==== INPUT ROWS ====

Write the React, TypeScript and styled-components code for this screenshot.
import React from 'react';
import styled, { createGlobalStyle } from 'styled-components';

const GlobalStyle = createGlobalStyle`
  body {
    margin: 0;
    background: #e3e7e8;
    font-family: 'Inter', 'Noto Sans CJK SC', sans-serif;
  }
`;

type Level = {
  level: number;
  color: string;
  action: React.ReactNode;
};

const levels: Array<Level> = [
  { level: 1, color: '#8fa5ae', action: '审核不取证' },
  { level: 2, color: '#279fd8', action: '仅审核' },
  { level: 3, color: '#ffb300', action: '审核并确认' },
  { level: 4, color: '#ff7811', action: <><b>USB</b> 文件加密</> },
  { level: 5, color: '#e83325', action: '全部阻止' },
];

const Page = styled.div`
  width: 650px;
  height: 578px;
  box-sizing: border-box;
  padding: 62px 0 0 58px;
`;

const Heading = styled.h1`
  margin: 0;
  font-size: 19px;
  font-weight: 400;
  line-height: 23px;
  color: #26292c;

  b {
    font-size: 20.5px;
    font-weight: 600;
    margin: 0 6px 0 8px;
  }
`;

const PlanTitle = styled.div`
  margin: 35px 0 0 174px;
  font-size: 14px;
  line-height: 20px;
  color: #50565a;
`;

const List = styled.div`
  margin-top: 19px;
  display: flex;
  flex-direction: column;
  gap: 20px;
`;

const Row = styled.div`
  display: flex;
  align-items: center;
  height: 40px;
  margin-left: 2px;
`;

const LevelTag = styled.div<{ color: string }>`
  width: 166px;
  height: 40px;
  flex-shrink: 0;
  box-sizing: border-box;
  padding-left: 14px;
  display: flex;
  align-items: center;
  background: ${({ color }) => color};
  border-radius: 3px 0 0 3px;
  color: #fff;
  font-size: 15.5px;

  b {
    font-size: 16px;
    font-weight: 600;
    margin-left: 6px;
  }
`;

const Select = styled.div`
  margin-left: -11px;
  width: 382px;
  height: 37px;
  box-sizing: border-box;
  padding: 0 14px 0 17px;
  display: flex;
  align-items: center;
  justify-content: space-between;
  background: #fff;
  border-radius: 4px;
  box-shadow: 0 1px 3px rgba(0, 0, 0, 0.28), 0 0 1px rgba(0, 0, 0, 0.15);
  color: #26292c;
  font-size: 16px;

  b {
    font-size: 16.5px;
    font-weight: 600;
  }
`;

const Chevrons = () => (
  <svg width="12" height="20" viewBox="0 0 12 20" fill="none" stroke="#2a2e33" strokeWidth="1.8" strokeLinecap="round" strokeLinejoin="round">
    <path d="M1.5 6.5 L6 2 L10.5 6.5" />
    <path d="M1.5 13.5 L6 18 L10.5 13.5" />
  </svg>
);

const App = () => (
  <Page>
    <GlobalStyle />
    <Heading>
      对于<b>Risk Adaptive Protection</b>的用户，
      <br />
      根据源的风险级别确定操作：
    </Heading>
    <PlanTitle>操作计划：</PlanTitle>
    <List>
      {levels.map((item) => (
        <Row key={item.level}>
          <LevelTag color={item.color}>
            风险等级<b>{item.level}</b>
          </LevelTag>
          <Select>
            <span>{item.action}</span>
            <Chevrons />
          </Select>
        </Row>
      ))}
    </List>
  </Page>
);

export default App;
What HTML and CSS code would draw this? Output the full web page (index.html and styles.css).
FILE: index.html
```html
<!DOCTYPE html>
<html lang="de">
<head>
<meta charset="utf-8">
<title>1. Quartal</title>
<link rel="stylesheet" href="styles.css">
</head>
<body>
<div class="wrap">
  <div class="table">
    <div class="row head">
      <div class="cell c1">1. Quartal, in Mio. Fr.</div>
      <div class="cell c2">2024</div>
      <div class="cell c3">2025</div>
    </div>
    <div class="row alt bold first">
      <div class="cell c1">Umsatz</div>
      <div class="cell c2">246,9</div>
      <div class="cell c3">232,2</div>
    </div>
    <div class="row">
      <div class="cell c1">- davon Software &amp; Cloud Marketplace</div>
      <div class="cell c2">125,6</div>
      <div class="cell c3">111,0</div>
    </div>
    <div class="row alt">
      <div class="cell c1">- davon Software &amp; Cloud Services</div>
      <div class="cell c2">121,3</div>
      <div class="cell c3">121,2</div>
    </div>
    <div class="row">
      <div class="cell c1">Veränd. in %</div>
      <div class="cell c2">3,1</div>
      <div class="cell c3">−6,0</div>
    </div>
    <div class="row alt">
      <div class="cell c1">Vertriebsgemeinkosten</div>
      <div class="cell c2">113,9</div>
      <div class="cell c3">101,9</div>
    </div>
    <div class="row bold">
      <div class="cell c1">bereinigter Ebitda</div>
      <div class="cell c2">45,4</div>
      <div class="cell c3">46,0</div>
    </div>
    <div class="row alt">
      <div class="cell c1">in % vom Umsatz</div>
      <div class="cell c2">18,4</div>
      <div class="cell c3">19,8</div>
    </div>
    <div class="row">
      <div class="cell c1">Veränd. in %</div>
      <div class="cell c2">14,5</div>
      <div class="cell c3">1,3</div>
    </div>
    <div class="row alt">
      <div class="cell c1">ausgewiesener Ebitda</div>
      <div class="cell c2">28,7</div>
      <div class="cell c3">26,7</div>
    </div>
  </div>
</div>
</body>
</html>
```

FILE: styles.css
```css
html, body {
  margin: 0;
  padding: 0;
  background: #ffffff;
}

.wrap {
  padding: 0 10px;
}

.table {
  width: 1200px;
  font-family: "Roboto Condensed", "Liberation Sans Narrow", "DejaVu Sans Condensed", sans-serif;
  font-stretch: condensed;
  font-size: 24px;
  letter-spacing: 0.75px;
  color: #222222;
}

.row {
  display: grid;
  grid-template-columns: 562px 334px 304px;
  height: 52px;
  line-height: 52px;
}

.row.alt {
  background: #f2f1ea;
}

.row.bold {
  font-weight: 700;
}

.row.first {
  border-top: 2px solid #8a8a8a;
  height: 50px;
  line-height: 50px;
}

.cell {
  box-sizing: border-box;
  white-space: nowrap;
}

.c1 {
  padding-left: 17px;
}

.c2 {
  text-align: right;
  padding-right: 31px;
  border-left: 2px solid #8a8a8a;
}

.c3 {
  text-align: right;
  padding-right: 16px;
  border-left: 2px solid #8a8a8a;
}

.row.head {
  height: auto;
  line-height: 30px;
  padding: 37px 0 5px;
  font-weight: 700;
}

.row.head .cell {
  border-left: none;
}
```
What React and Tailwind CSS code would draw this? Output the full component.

====

WHAT YOU WILL DO
Make a verbatim copy of every entry shown above.

THE RESULT
Write the React, TypeScript and styled-components code for this screenshot.
import React from 'react';
import styled, { createGlobalStyle } from 'styled-components';

const GlobalStyle = createGlobalStyle`
  body {
    margin: 0;
    background: #e3e7e8;
    font-family: 'Inter', 'Noto Sans CJK SC', sans-serif;
  }
`;

type Level = {
  level: number;
  color: string;
  action: React.ReactNode;
};

const levels: Array<Level> = [
  { level: 1, color: '#8fa5ae', action: '审核不取证' },
  { level: 2, color: '#279fd8', action: '仅审核' },
  { level: 3, color: '#ffb300', action: '审核并确认' },
  { level: 4, color: '#ff7811', action: <><b>USB</b> 文件加密</> },
  { level: 5, color: '#e83325', action: '全部阻止' },
];

const Page = styled.div`
  width: 650px;
  height: 578px;
  box-sizing: border-box;
  padding: 62px 0 0 58px;
`;

const Heading = styled.h1`
  margin: 0;
  font-size: 19px;
  font-weight: 400;
  line-height: 23px;
  color: #26292c;

  b {
    font-size: 20.5px;
    font-weight: 600;
    margin: 0 6px 0 8px;
  }
`;

const PlanTitle = styled.div`
  margin: 35px 0 0 174px;
  font-size: 14px;
  line-height: 20px;
  color: #50565a;
`;

const List = styled.div`
  margin-top: 19px;
  display: flex;
  flex-direction: column;
  gap: 20px;
`;

const Row = styled.div`
  display: flex;
  align-items: center;
  height: 40px;
  margin-left: 2px;
`;

const LevelTag = styled.div<{ color: string }>`
  width: 166px;
  height: 40px;
  flex-shrink: 0;
  box-sizing: border-box;
  padding-left: 14px;
  display: flex;
  align-items: center;
  background: ${({ color }) => color};
  border-radius: 3px 0 0 3px;
  color: #fff;
  font-size: 15.5px;

  b {
    font-size: 16px;
    font-weight: 600;
    margin-left: 6px;
  }
`;

const Select = styled.div`
  margin-left: -11px;
  width: 382px;
  height: 37px;
  box-sizing: border-box;
  padding: 0 14px 0 17px;
  display: flex;
  align-items: center;
  justify-content: space-between;
  background: #fff;
  border-radius: 4px;
  box-shadow: 0 1px 3px rgba(0, 0, 0, 0.28), 0 0 1px rgba(0, 0, 0, 0.15);
  color: #26292c;
  font-size: 16px;

  b {
    font-size: 16.5px;
    font-weight: 600;
  }
`;

const Chevrons = () => (
  <svg width="12" height="20" viewBox="0 0 12 20" fill="none" stroke="#2a2e33" strokeWidth="1.8" strokeLinecap="round" strokeLinejoin="round">
    <path d="M1.5 6.5 L6 2 L10.5 6.5" />
    <path d="M1.5 13.5 L6 18 L10.5 13.5" />
  </svg>
);

const App = () => (
  <Page>
    <GlobalStyle />
    <Heading>
      对于<b>Risk Adaptive Protection</b>的用户，
      <br />
      根据源的风险级别确定操作：
    </Heading>
    <PlanTitle>操作计划：</PlanTitle>
    <List>
      {levels.map((item) => (
        <Row key={item.level}>
          <LevelTag color={item.color}>
            风险等级<b>{item.level}</b>
          </LevelTag>
          <Select>
            <span>{item.action}</span>
            <Chevrons />
          </Select>
        </Row>
      ))}
    </List>
  </Page>
);

export default App;
What HTML and CSS code would draw this? Output the full web page (index.html and styles.css).
FILE: index.html
```html
<!DOCTYPE html>
<html lang="de">
<head>
<meta charset="utf-8">
<title>1. Quartal</title>
<link rel="stylesheet" href="styles.css">
</head>
<body>
<div class="wrap">
  <div class="table">
    <div class="row head">
      <div class="cell c1">1. Quartal, in Mio. Fr.</div>
      <div class="cell c2">2024</div>
      <div class="cell c3">2025</div>
    </div>
    <div class="row alt bold first">
      <div class="cell c1">Umsatz</div>
      <div class="cell c2">246,9</div>
      <div class="cell c3">232,2</div>
    </div>
    <div class="row">
      <div class="cell c1">- davon Software &amp; Cloud Marketplace</div>
      <div class="cell c2">125,6</div>
      <div class="cell c3">111,0</div>
    </div>
    <div class="row alt">
      <div class="cell c1">- davon Software &amp; Cloud Services</div>
      <div class="cell c2">121,3</div>
      <div class="cell c3">121,2</div>
    </div>
    <div class="row">
      <div class="cell c1">Veränd. in %</div>
      <div class="cell c2">3,1</div>
      <div class="cell c3">−6,0</div>
    </div>
    <div class="row alt">
      <div class="cell c1">Vertriebsgemeinkosten</div>
      <div class="cell c2">113,9</div>
      <div class="cell c3">101,9</div>
    </div>
    <div class="row bold">
      <div class="cell c1">bereinigter Ebitda</div>
      <div class="cell c2">45,4</div>
      <div class="cell c3">46,0</div>
    </div>
    <div class="row alt">
      <div class="cell c1">in % vom Umsatz</div>
      <div class="cell c2">18,4</div>
      <div class="cell c3">19,8</div>
    </div>
    <div class="row">
      <div class="cell c1">Veränd. in %</div>
      <div class="cell c2">14,5</div>
      <div class="cell c3">1,3</div>
    </div>
    <div class="row alt">
      <div class="cell c1">ausgewiesener Ebitda</div>
      <div class="cell c2">28,7</div>
      <div class="cell c3">26,7</div>
    </div>
  </div>
</div>
</body>
</html>
```

FILE: styles.css
```css
html, body {
  margin: 0;
  padding: 0;
  background: #ffffff;
}

.wrap {
  padding: 0 10px;
}

.table {
  width: 1200px;
  font-family: "Roboto Condensed", "Liberation Sans Narrow", "DejaVu Sans Condensed", sans-serif;
  font-stretch: condensed;
  font-size: 24px;
  letter-spacing: 0.75px;
  color: #222222;
}

.row {
  display: grid;
  grid-template-columns: 562px 334px 304px;
  height: 52px;
  line-height: 52px;
}

.row.alt {
  background: #f2f1ea;
}

.row.bold {
  font-weight: 700;
}

.row.first {
  border-top: 2px solid #8a8a8a;
  height: 50px;
  line-height: 50px;
}

.cell {
  box-sizing: border-box;
  white-space: nowrap;
}

.c1 {
  padding-left: 17px;
}

.c2 {
  text-align: right;
  padding-right: 31px;
  border-left: 2px solid #8a8a8a;
}

.c3 {
  text-align: right;
  padding-right: 16px;
  border-left: 2px solid #8a8a8a;
}

.row.head {
  height: auto;
  line-height: 30px;
  padding: 37px 0 5px;
  font-weight: 700;
}

.row.head .cell {
  border-left: none;
}
```
What React and Tailwind CSS code would draw this? Output the full component.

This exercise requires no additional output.